Truth? I am happiest at the keyboard. I can think then. Thinking on the page is what writing amounts to. I'm not saying all problems get solved. But something genuine happens, something irreversible. One is better for it  –  eventually. One learns to trust that.

Finally, there's consolation simply in identifying as a writer.  It's both a way of being in the world and a response to the world. Identifying as a writer shelters, defines, and directs us  –  supplies a special world to us. It gives us what I'd have to call an organizing trajectory: like a sovereign guild, the collective writerly identity legitimizes our entire path from apprenticeship to maturity, formalizing the particular dignity of the artisan: This is what I make. It also gives us compassion for the poignancy of human striving. Given life? We write.

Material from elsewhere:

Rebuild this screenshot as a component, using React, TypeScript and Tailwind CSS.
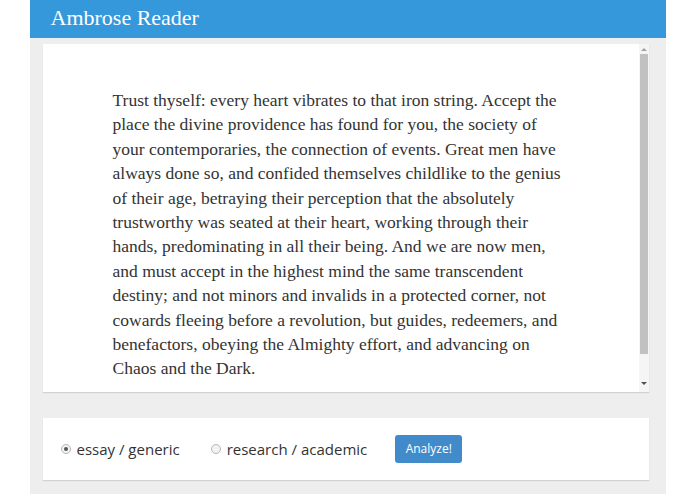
import { useState } from "react";

const lines = [
  "Trust thyself: every heart vibrates to that iron string. Accept the",
  "place the divine providence has found for you, the society of",
  "your contemporaries, the connection of events. Great men have",
  "always done so, and confided themselves childlike to the genius",
  "of their age, betraying their perception that the absolutely",
  "trustworthy was seated at their heart, working through their",
  "hands, predominating in all their being. And we are now men,",
  "and must accept in the highest mind the same transcendent",
  "destiny; and not minors and invalids in a protected corner, not",
  "cowards fleeing before a revolution, but guides, redeemers, and",
  "benefactors, obeying the Almighty effort, and advancing on",
  "Chaos and the Dark.",
];

function Radio({ checked, label, onClick }: { checked: boolean; label: string; onClick: () => void }) {
  return (
    <label className="flex items-center gap-[6px] cursor-pointer" onClick={onClick}>
      <span className="flex h-[10px] w-[10px] items-center justify-center rounded-full border border-[#b5b5b5] bg-[#f3f3f3]">
        {checked && <span className="h-[4px] w-[4px] rounded-full bg-[#555]" />}
      </span>
      <span className="text-[15px] text-[#333]">{label}</span>
    </label>
  );
}

export default function App() {
  const [mode, setMode] = useState("essay");

  return (
    <div className="min-h-[494px] bg-white" style={{ fontFamily: '"Open Sans", "Noto Sans", sans-serif' }}>
      <div className="mx-auto flex min-h-[494px] w-[636px] flex-col bg-[#eeeeee]">
        <header className="flex h-[38px] items-center bg-[#3598db] pb-[4px] pl-[21px]">
          <h1 className="text-[22px] text-white" style={{ fontFamily: '"Liberation Serif", serif' }}>
            Ambrose Reader
          </h1>
        </header>

        <div className="pl-[13px] pr-[17px] pt-[6px]">
          <div className="flex h-[348px] bg-white shadow-[0_1px_1px_rgba(0,0,0,0.12)]">
            <div className="flex-1 overflow-hidden pl-[70px] pt-[44px]">
              <p
                className="whitespace-nowrap text-[17.5px] leading-[24.4px] text-[#333]"
                style={{ fontFamily: '"Liberation Serif", serif' }}
              >
                {lines.map((l) => (
                  <span key={l} className="block">
                    {l}
                  </span>
                ))}
              </p>
            </div>
            <div className="flex w-[10px] flex-col items-center bg-[#f5f5f5] py-[2px]">
              <span className="mt-[2px] h-0 w-0 border-x-[3px] border-b-[3px] border-x-transparent border-b-[#a3a3a3]" />
              <div className="mt-[3px] h-[300px] w-[8px] bg-[#c1c1c1]" />
              <div className="flex-1" />
              <span className="mb-[5px] h-0 w-0 border-x-[3px] border-t-[3px] border-x-transparent border-t-[#505050]" />
            </div>
          </div>

          <div className="mt-[26px] flex h-[62px] items-center bg-white pl-[18px] shadow-[0_1px_1px_rgba(0,0,0,0.12)]">
            <Radio checked={mode === "essay"} label="essay / generic" onClick={() => setMode("essay")} />
            <div className="ml-[31px]">
              <Radio checked={mode === "research"} label="research / academic" onClick={() => setMode("research")} />
            </div>
            <button className="ml-[28px] h-[28px] w-[67px] rounded-[3px] bg-[#428bca] text-[12px] text-white">
              Analyze!
            </button>
          </div>
        </div>
      </div>
    </div>
  );
}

The fact is, most writers are forced to square off early with Lee's tenets: No money, no fame, no aesthetic legacy. At the same time? We get meaning, engagement, purposiveness, some excellent friendships  –  and if we're lucky, a few products we actually like.

No one's claiming those elements aren't found elsewhere, through other endeavors. But a calling's a calling. So given the choice, I find myself  –  like Lee, like so many others  –  unable to forfeit The Life. Again and again, for a constellation of strange, vital reasons, we choose it.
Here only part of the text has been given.